For the viking times, the Saxons have denied the Danes the "Anglo-Saxon" royal allocation of the Danelaw in Britain for the Danes themselves(East Anglia and Wessex are proper regions[-Mercia is merely a Midlands convergence of varying folks from Angles to Saxons and Danes], so is the Danelaw-by royal decree) and also the reposession of the whole in Schleswig amongst English for their own sake(East Anglia has greater unity despite their own North-South division, so why not Schleswig?), in their traditional relatedness to Denmark. On the whole, the Angles have preferred to remain neutral in the face of Germano-Danish conflicts, hoping that the other two tribes just settle the score themselves(and hopefully, just maybe, striking up some individual independence apart from either one! One could say that remaining in the middle has jeopardised that very notion beyond repair and so hath disintegrated their nation). One fundemental truth as always encountered, (in comparative and contemporary description) is that both the Danish in York with English in Thetford(vs Saxons in London) and Danish in Copenhagen with Angles in Angeln(vs Saxons in Berlin) have much protested the dominance by their southern neighbours' usage of hegemonial efforts upon them "in the interest of public order and Christendom" while the Saxons themselves would no doubt brand the Danes as unsophisticated rabble to the point of chauvinistically patronising composers in classical music to riches while denegrating country music or folk music as rags to be quieted for disturbance and ignoring the issue of Anglian individuality.
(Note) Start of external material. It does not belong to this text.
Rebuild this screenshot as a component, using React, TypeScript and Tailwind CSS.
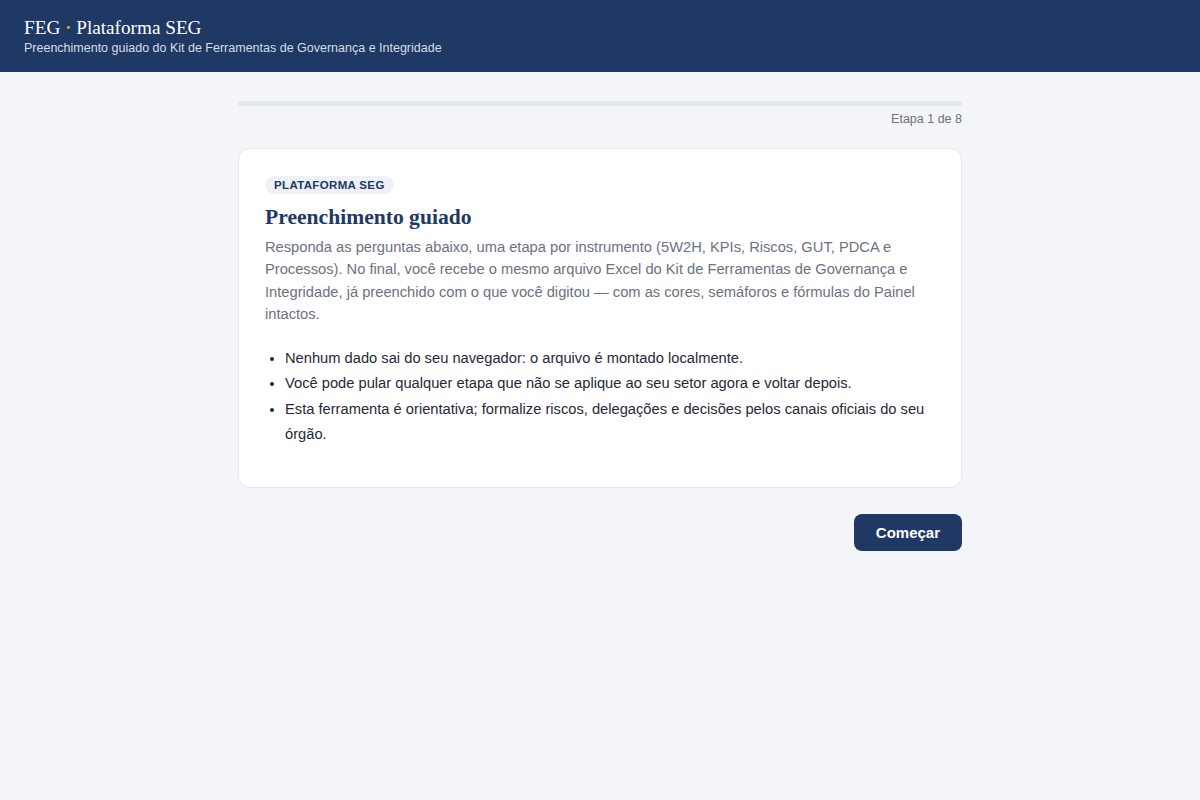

For all the differences these peoples have, it is rather a refreshing understanding to know that the Saxons have been chief harbingers of European civilisation to the north, by filtering and translating the Frankish culture in a way more transmutable to far removed peoples from the cradle of Roman legacy.

International Relations

It is another coin toss when we see the source of viking raids from the very presence of Saxons with enough prosperity(by Carolingian ideal) to bring forth their own assaults upon themselves by furnishing the northern pauper heathens with these means through trade and otherwise, cultural imperialism(as the Volkerwanderung Romanised the Franks before them). The Angles have been postulated in affiliation to the nearby Jomsborg vikings as the probable extent of their influence in that area near Saxons. This has much relation to the wife of King Sweyn I of Denmark and England, mother of the Danish King Canute the Great of England and Scandinavia). All the while, these Saxons were never vikings like many Angles-who on many occasions, joined with Varangians on journeys to service in the Byzantine Empire. The "Anglo-Saxons" as a bonded unit, did gain ground with their Knights Templars and Plantagenet Empire having Normandy to bring Anglicanism and the British Empire while the Teutonic Order and Hanseatic League had Prussia to bring Lutheranism and the German Empire. Yet, the Angles were largely responsible for the British-German capitalist and nationalist sentiment inspired by the old freebooting viking methods of moneymaking which precluded specific feudal obligations and tenure(this ensured the name of eastern Britain as England and not another, since the Saxons and Danes had severely weakened eachother's influence over eachother by constant quarrel). This made their religion change for its alternative and somehow superior economy enabling the Northern Renaissance and Protestant Reformation because of the shift of power from Freemasonry and Calvinism to a more developed form of that in this part of Europe(Calvinist issues were more of a Rhine experience from Switzerland to the Low Countries that served as a bridge from the French Avignon Papacy to the full out reformation set forth by Saxons. With their Angle "side-kicks" in tow, the rest of the Scandinavians would be nowhere close to sight(Angles happen to be a quasi-national border between northern and middle Europe as on one side or the other, there are drastically different ways of life...at least in the common perception) while led by the Danes to their own separate glory under the Kalmar Union in its various forms, including the Nordic Council of today).

As in the West Saxon conquest of the Danelaw in England(even under Anglian protest) which made the rest of Britain its tributaries, here too, these other Saxons would conquer Denmark in World War Two and use leverage against the other folks of Scandinavia-with the same arguments-that these folks under their rule would benefit by cultural assimilation, the indoctrination that they are superior for giving up their sovereignty and without cause to arm themselves against such a coup. This happens to give identity to Angles in name only, and effectively avoids English solidarity other than such obvious dilutions as language and land, both of which they are told happens to not be theirs, yet a bastardisation based on others. This is an ever prominent issue, for considering how Nazi Germany leader Adolf Hitler held England in his esteem as a likely Aryan ally, when the majority of English adamantly refused to be a party to the German war machine. One could ironically see it as the Saxons fulfilling their French conversion prophecy,(as formerly part of the Holy Roman Empire) themselves and furthermore understand the similar motives of Napoleon which led to this recent arrangement(hypocritically, bringing the fight elsewhere but avenging their own wrongs by conquering Vichy France). It can be plainly understood, that the Saxons have tried to manage the northern folks and call them "Germanic"(or even "British"), as if they somehow belonged in ancient Germania or modern Germany(or Roman Britain) alongside or partial to Roman culture with them, despite every single instance when there are general, muttered complaints and gossip at the pushy behaviour of these people, somehow more moderate than the French in this esteem. Brashness is something they are fond of not giving up because of the power they wield in geopolitics as Fenno-Scandinavia and Irish-Northern Britain just happens to be beyond many others' concern. As it stands, Deutschland(Roman Germania) and England(Roman Britain) have a historical record of schadenfreude while the more northern folks have janteloven and these neverending problems between them, do not resolve themselves because they both share seasonal affective disorder.